ST. JOHN'S, Nfld. (CP) - After three weeks of weather delays and technical glitches, two Americans finally lifted off from Newfoundland on Saturday, beginning their 3,000-kilometre re-enactment of the first transatlantic flight.

Millionaire adventurer Steve Fossett and co-pilot Mark Rebholz left St. John's for Clifden, Ireland, under cloudy skies and in high wind at around 7:20 p.m., said Dean Williams, a spokesman for the pilots, who watched from a hangar near the runway.

Fossett and Rebholz's flight was expected take up to 22 hours as they crossed the Atlantic, recreating the 1919 flight by British pilots John Alcock and Arthur Whitten Brown.


Doesn't that look like fun? Here is a picture from this story in the Washington Post.



In this photo released by Oceansport, millionaire adventurer Steve Fossett and his co-pilot are about to land in Clifden, in western Ireland, Sunday July 3 2005, after re-enacting the first trans-Atlantic flight made more than 80 years ago. Fossett and co-pilot Mark Rebholz left Newfoundland on Saturday night in a replica of the Vickers Vimy aircraft used by British pilots John Alcock and Arthur Brown to cross the Atlantic in 1919. The wooden biplane touched down in Clifden, County Galway, in mid-afternoon. Adhering to the spirit of the original flight, the pair flew without satellite or lights and navigated by the stars and the moon.

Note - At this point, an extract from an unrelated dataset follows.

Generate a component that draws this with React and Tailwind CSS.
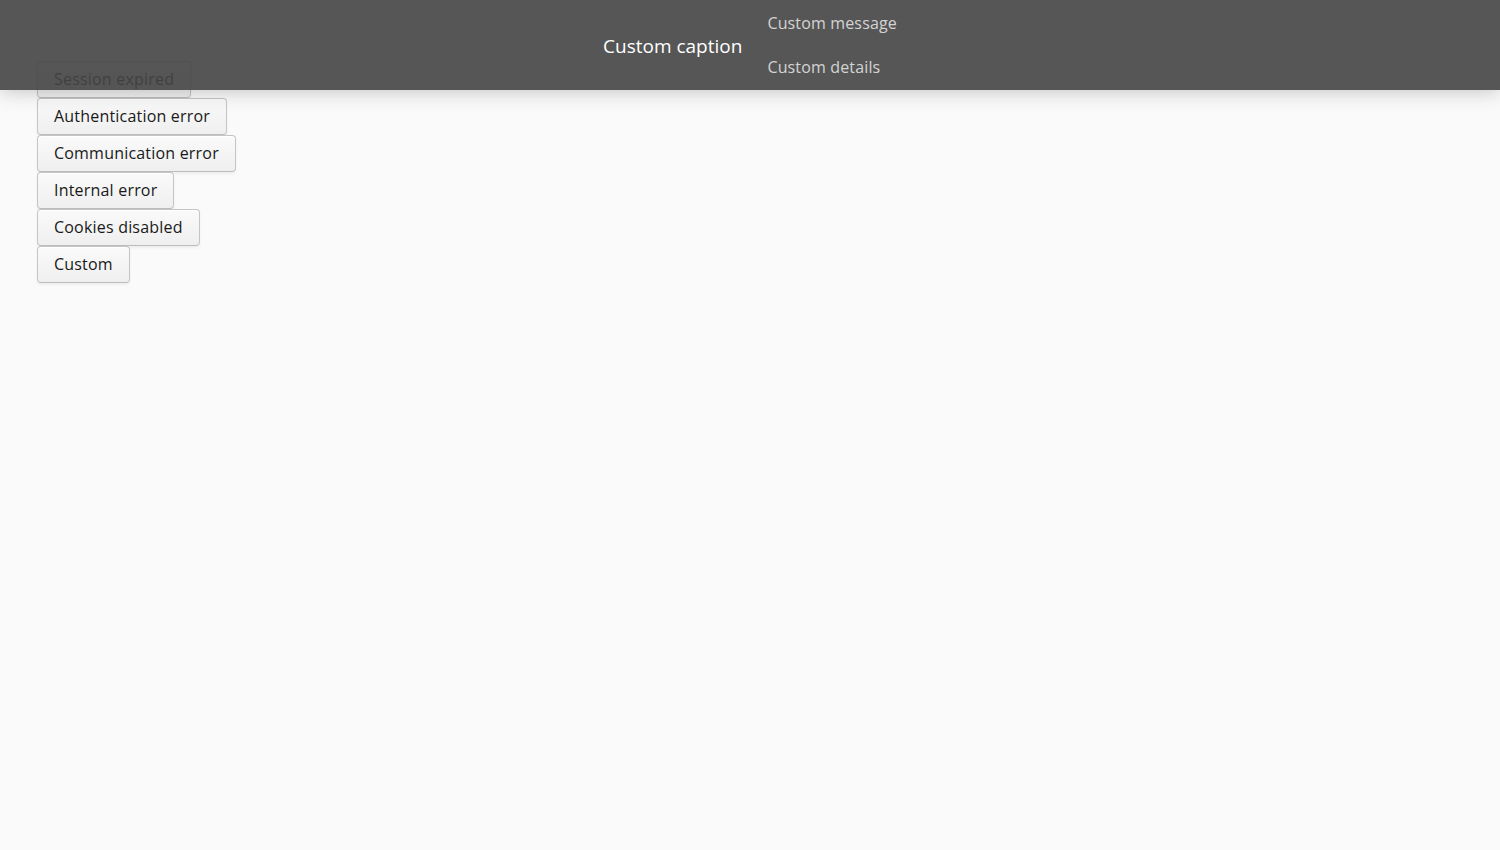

(AP Photo / David Branagan / Oceansport, HO) (David Branagan / Oceansport Via Ap - AP)

Here's another shot from this story at MSNBC.


David Branagan / Oceansport via AP

Adventurer Steve Fossett and co-pilot Mark Rebholz are about to land Sunday in Clifden, in western Ireland, after re-enacting the first trans-Atlantic flight made 86 years ago. Fossett and co-pilot Mark Rebholz left Newfoundland on Saturday night.